С ними соглашается и современный исследователь творчества Билибина С. Голынец:
«Этнографические знания вытесняют из его творчества элементы ложнорусского стиля и стиля модерн, но одновременно начинают вносить рассудочность и сухость».
Может, отчасти были правы и Левитский, и Бенуа, и Голынец, и другие, обвинявшие Билибина в холодном бесстрастии его «стальной руки». Но все же и театру сгодилось его мастерство, и «Жар-Птицу» он оформил в конце-концов (хотя и в далекой Бразилии) — все сгодилось и в России, и за границей.
Любопытно, что работа в театре благотворно повлияла на книжную графику Билибина, чего не мог не признать ревнивый сверстник В. Левитский, писавший, что с театром «начался отход от «билибинского стиля» (ставшего к тому времени трафаретом и вызвавшего массу подражаний) — в последних былинах Ивана Яковлевича это ясно видно».
Первая работа Билибина в театре была показана не в Петербурге, а в Праге, где Национальный театр заказал ему оформление оперы Римского-Корсакова «Снегурочка». Это было в 1904 г., незадолго до Первой русской революции.

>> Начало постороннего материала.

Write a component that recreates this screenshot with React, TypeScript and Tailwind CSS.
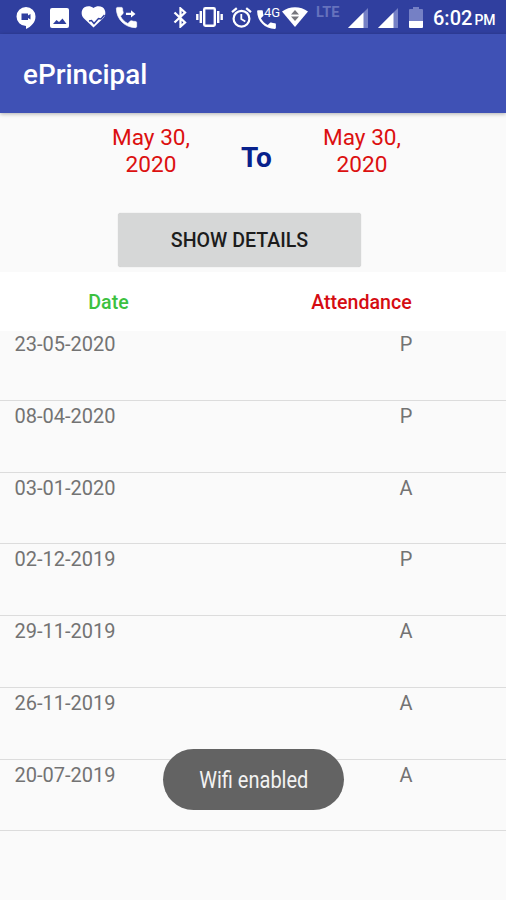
import type { ReactNode } from "react";
import { MdPhone } from "react-icons/md";

interface AttendanceRecord {
  date: string;
  status: "P" | "A";
}

const RECORDS: AttendanceRecord[] = [
  { date: "23-05-2020", status: "P" },
  { date: "08-04-2020", status: "P" },
  { date: "03-01-2020", status: "A" },
  { date: "02-12-2019", status: "P" },
  { date: "29-11-2019", status: "A" },
  { date: "26-11-2019", status: "A" },
  { date: "20-07-2019", status: "A" },
];

export default function App() {
  return (
    <div className="relative flex h-[900px] w-[506px] flex-col overflow-hidden bg-[#fafafa] font-['Roboto',sans-serif]">
      <StatusBar />
      <header className="z-10 flex h-[79px] shrink-0 items-center bg-[#3f51b5] pt-[3px] pl-[23px] shadow-[0_1px_4px_rgba(0,0,0,0.3)]">
        <h1 className="text-[27.8px] leading-none font-medium text-white">ePrincipal</h1>
      </header>

      <section className="flex h-[159px] shrink-0 flex-col">
        <div className="flex h-[100px] pt-[12px]">
          <DateField className="ml-[101px]">May 30, 2020</DateField>
          <div className="mt-[17px] w-[111px] text-center text-[28px] leading-8 font-bold text-[#08218c]">To</div>
          <DateField>May 30, 2020</DateField>
        </div>
        <button
          type="button"
          className="ml-[118px] h-[54px] w-[243px] rounded-[3px] bg-[#d6d7d7] pt-[2px] text-[19.6px] leading-none font-medium text-[#1c1c1c] shadow-[0_0_1px_rgba(0,0,0,0.25)]"
        >
          SHOW DETAILS
        </button>
      </section>

      <div className="flex h-[59px] shrink-0 items-center bg-white pt-[2px] text-[19.6px] leading-none font-medium">
        <div className="w-[217px] text-center text-[#3cc13f]">Date</div>
        <div className="w-[289px] text-center text-[#d50c12]">Attendance</div>
      </div>

      <ul className="-mt-[1.8px] shrink-0">
        {RECORDS.map((record) => (
          <li
            key={record.date}
            className="flex h-[71.75px] border-b border-[#dcdcdc] pt-[2.8px] text-[20px] leading-[24px] text-[#737373]"
          >
            <span className="w-[391px] pl-[14.5px]">{record.date}</span>
            <span className="w-[30px] text-center">{record.status}</span>
          </li>
        ))}
      </ul>

      <div className="absolute top-[749px] left-[163px] flex h-[61px] w-[181px] items-center justify-center rounded-full bg-[#636363] pt-[2px] text-[#f2f2f2]">
        <span className="scale-x-[0.87] text-[23px] leading-none whitespace-nowrap">Wifi enabled</span>
      </div>
    </div>
  );
}

function DateField({ className = "", children }: { className?: string; children: ReactNode }) {
  return (
    <div className={`w-[100px] text-center text-[22.6px] leading-[26.5px] text-[#dc1010] ${className}`}>
      {children}
    </div>
  );
}

function StatusBar() {
  return (
    <div className="flex h-[34px] shrink-0 items-center bg-[#303f9f] text-white">
      <HangoutsIcon />
      <PictureIcon />
      <HeartCheckIcon />
      <CallForwardIcon />
      <BluetoothIcon />
      <VibrateIcon />
      <AlarmIcon />
      <div className="relative ml-[2px] h-[25px] w-[26px] shrink-0">
        <MdPhone className="mt-[2px] h-[25px] w-[25px]" />
        <span className="absolute top-[1px] left-[10px] bg-[#303f9f] text-[13px] leading-[13px]">4G</span>
      </div>
      <WifiIcon />
      <span className="mb-[8px] ml-[8px] w-[25px] text-[14.5px] leading-none font-bold text-[#6672bd]">LTE</span>
      <SignalIcon className="ml-[7px]" />
      <SignalIcon className="ml-[10px]" />
      <BatteryIcon />
      <div className="mt-[2px] ml-[10px] flex items-baseline leading-none font-medium whitespace-nowrap">
        <span className="text-[20px]">6:02</span>
        <span className="ml-[2px] text-[14px]">PM</span>
      </div>
    </div>
  );
}

function HangoutsIcon() {
  return (
    <svg className="mt-[2px] ml-[16px] h-[22px] w-[20px] shrink-0" viewBox="0 0 20 22">
      <path d="M10 0a9.5 9.5 0 1 0 0 19v3c5-2.400 9.500-6.500 9.500-12.500A9.500 9.500 0 0 0 10 0z" fill="currentColor" />
      <path d="M5.500 6.500h6.500v2L14.500 7v5.500L12 11v2H5.500z" fill="#303f9f" />
    </svg>
  );
}

function PictureIcon() {
  return (
    <svg className="mt-[1px] ml-[14px] h-[20px] w-[19px] shrink-0" viewBox="0 0 19 20">
      <rect width="19" height="20" rx="2" fill="currentColor" />
      <path d="M3 16l3.500-4 2.500 2 3.500-3.500L16.500 16z" fill="#303f9f" />
    </svg>
  );
}

function HeartCheckIcon() {
  return (
    <svg className="ml-[12px] h-[22px] w-[25px] shrink-0" viewBox="0 0 25 22">
      <path
        d="M12.500 21.500L3 12.500C-.5 9 .1 3.500 3.500 1.300 6.500-.5 10 0 12.500 2c2.500-2 6-2.500 9-.700C24.900 3.500 25.500 9 22 12.500z"
        fill="currentColor"
      />
      <path d="M8 15l2.500-.500 2.500 3 4.500-5 2.500.500 3.500-4" fill="none" stroke="#303f9f" strokeWidth="1.500" />
    </svg>
  );
}

function CallForwardIcon() {
  return (
    <svg className="ml-[7px] h-[27px] w-[27px] shrink-0" viewBox="0 0 24 24" fill="currentColor">
      <path
        d="M6.620 10.790c1.440 2.830 3.760 5.140 6.590 6.590l2.200-2.200c.27-.27.670-.36 1.020-.24 1.120.37 2.330.57 3.570.57.550 0 1 .45 1 1V20c0 .55-.45 1-1 1C10.610 21 3 13.390 3 4c0-.55.450-1 1-1h3.500c.550 0 1 .45 1 1 0 1.250.200 2.450.570 3.570.110.350.030.740-.25 1.020z"
        stroke="currentColor"
        strokeWidth="0.600"
      />
      <path d="M11.500 7.800h4.500V5.500l4 3.300-4 3.300V9.800h-4.500z" />
    </svg>
  );
}

function BluetoothIcon() {
  return (
    <svg className="mt-px ml-[33px] h-[21px] w-[15px] shrink-0" viewBox="0 0 15 21" fill="none" stroke="currentColor">
      <path d="M1.500 5.500l10.500 10-4.500 4v-18l4.500 4-10.500 10" strokeWidth="2.300" />
    </svg>
  );
}

function VibrateIcon() {
  return (
    <svg className="ml-[8px] h-[20px] w-[27px] shrink-0" viewBox="0 0 27 20" fill="none" stroke="currentColor">
      <rect x="8.200" y="1.200" width="10.600" height="17.600" rx="1.200" strokeWidth="2.400" />
      <path d="M4.800 4v12M22.200 4v12M1.300 7v6M25.700 7v6" strokeWidth="2.400" />
    </svg>
  );
}

function AlarmIcon() {
  return (
    <svg className="ml-[8px] h-[21px] w-[21px] shrink-0" viewBox="0 0 21 21" fill="none" stroke="currentColor">
      <circle cx="10.500" cy="11.700" r="7.900" strokeWidth="2.200" />
      <path d="M1 5.200L5.800 1.200M20 5.200l-4.800-4" strokeWidth="2.200" />
      <path d="M10.300 7v5l4 2.500" strokeWidth="1.800" />
    </svg>
  );
}

function WifiIcon() {
  return (
    <svg className="ml-[2px] h-[20px] w-[26px] shrink-0" viewBox="0 0 26 20">
      <path d="M0 4.500C7.500-1.300 18.500-1.300 26 4.500L13 20z" fill="currentColor" />
      <path d="M13 3l4 4.500H9zM13 14l-4-4.500h8z" fill="#77777d" />
    </svg>
  );
}

function SignalIcon({ className }: { className: string }) {
  return (
    <svg className={`mt-[2px] h-[20px] w-[20px] shrink-0 ${className}`} viewBox="0 0 20 20">
      <path d="M20 0v20H0z" fill="#7580c5" />
      <path d="M15.500 4.500V20H0z" fill="currentColor" />
    </svg>
  );
}

function BatteryIcon() {
  return (
    <svg className="mt-[1px] ml-[11px] h-[21px] w-[14px] shrink-0" viewBox="0 0 14 21">
      <path d="M4 0h6v2h3q1 0 1 1v11H0V3q0-1 1-1h3z" fill="#7580c5" />
      <path d="M0 14h14v6q0 1-1 1H1q-1 0-1-1z" fill="currentColor" />
    </svg>
  );
}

Во время революции выяснилось, что Билибин, как и многие мирискусники «второго призыва» (вроде Добужинского и Лансере), — революционер (пусть даже «карманный» или «комнатный» революционер). В №3 журнала «Жупел» за 1906 г. Билибин поместил дерзостную картинку, на которой Государь Император был изображен в виде осла. Подпись под карикатурой гласила, что это «Осел в 1/20 натуральной величины». Карикатура послужила поводом для закрытия журнала, полиция явилась домой к Билибину с обыском, и дерзкий художник был арестован проклятой царской полицией… на одни сутки. Нет, недаром россияне предпочти жесткому царскому режиму гуманистов-большевиков. Нарисуй Билибин по возвращении в Ленинград карикатуру на самого мелкого из большевистских бюрократов, ворон не сыскал бы его косточек уже и через сутки. А в 1906 г. целый и невредимый Билибин вернулся через сутки домой, к созидательному ревтруду.